An athlete whose talent and accomplishments have cemented a legacy.

"He showed Canadian diving what is possible, he changed everyone's attitude," said Mitch Geller, the technical director of Diving Canada.

The real victory for the 27-year-old from Laval, Que., who has two Olympic resumes and three world championships on his lengthy resume, is that he was standing on the board at all.

By now everyone has heard about the sickening training accident that has left him with an angry pink scar tracing his hairline, but the psychic and emotional scars of hitting his head on the diving board during a practice session in Madrid seven weeks ago are less well documented.

"When he got back from Spain, it was clear to us there was no way he could come to the Games," said Despatie's father Pierre, who was in the stands for the final with his wife Christiane, daughter Anouk, and a throng of friends and relatives. "But here he is."

Together they waited, under the Olympic rings, for Despatie to emerge from the Aquatic Centre; his arrival was greeted with hearty applause, and hugs, and tears.

If there was a sad tinge to the celebration, there needn't have been.

Despatie's 2012 Olympic story is only about a missed forward 2.5-somersault with two twists and only tangentially about diving at all.

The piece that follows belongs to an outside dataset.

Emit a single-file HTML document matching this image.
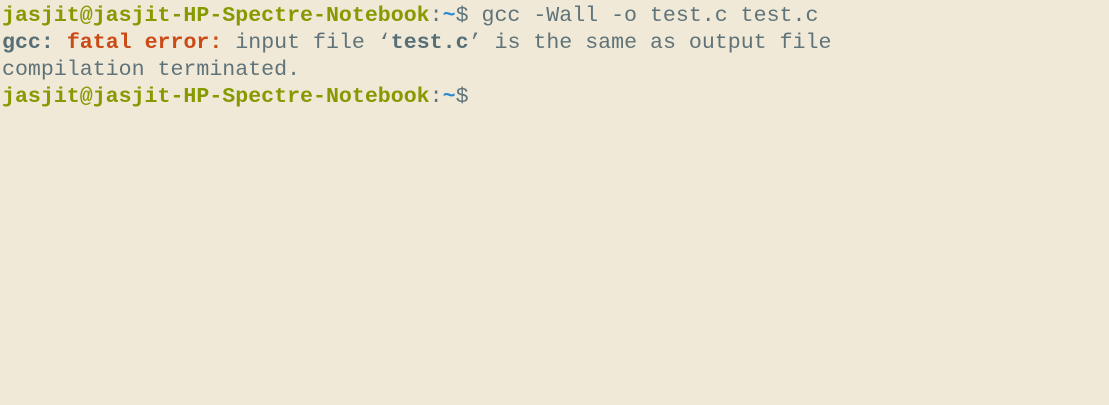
<!DOCTYPE html>
<html><head><style>
html,body{margin:0;padding:0;width:1109px;height:405px;background:#f0e9d8;overflow:hidden}
pre{margin:0;padding:3px 0 0 2px;font-family:"Liberation Mono",monospace;font-size:21.6px;line-height:27px;color:#5f7379;white-space:pre}
.g{color:#869a00;font-weight:bold}
.b{color:#268bd2;font-weight:bold}
.r{color:#cb4b16;font-weight:bold}
.w{font-weight:bold;color:#566e75}
</style></head><body>
<pre><span class="g">jasjit@jasjit-HP-Spectre-Notebook</span>:<span class="b">~</span>$ gcc -Wall -o test.c test.c
<span class="w">gcc:</span> <span class="r">fatal error:</span> input file ‘<span class="w">test.c</span>’ is the same as output file
compilation terminated.
<span class="g">jasjit@jasjit-HP-Spectre-Notebook</span>:<span class="b">~</span>$ </pre>
</body></html>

Rather, it's a tale of personal triumph over fear and doubt, of stepping forward and competing with all you have - even in the knowledge that it can't possibly enough.

It's a story about putting aside a disfiguring, frightening injury and carrying on in the face of monstrous odds, when it's easier to quit and no one will blame you in the slightest for doing it.

It's about thinking seriously about bailing - and thinking about it often - and pressing on.

"Look, the Olympic Games have a special effect on us, I wanted to be here, and I don't regret a second of it, regardless of all the obstacles, I would do it again," Despatie said. "It was hard to not let go, I always had it in the back of my mind that the other guys are training, and you saw the results today."

Despatie arrived in London with the knowledge that his curtailed training regimen - derailed first by a serious 2011 knee injury, then by the Madrid incident - had left him at a severe disadvantage.

But beginning in the synchro competition, through two rounds of qualifying, through five dives in the final, Despatie proved he could compete if not quite at the top level, at the highest level he could muster.

He carried on, it's what champions do.

These are Despatie's last Olympics, even if he's tempted to stick around for another season ("the World Championships in Barcelona next year could be fun," he said).

"I do diving, but that's not who I am," said Despatie, who would like to launch a career in acting.

There was frustration, of course, on Despatie's part at missing his chance to exit in the style to which he has accustomed his fans.

But those disappointments will be temporary, the example he set will be lasting.

As Geller put it: "What he was able to achieve in getting here . . . really, he's still our hero."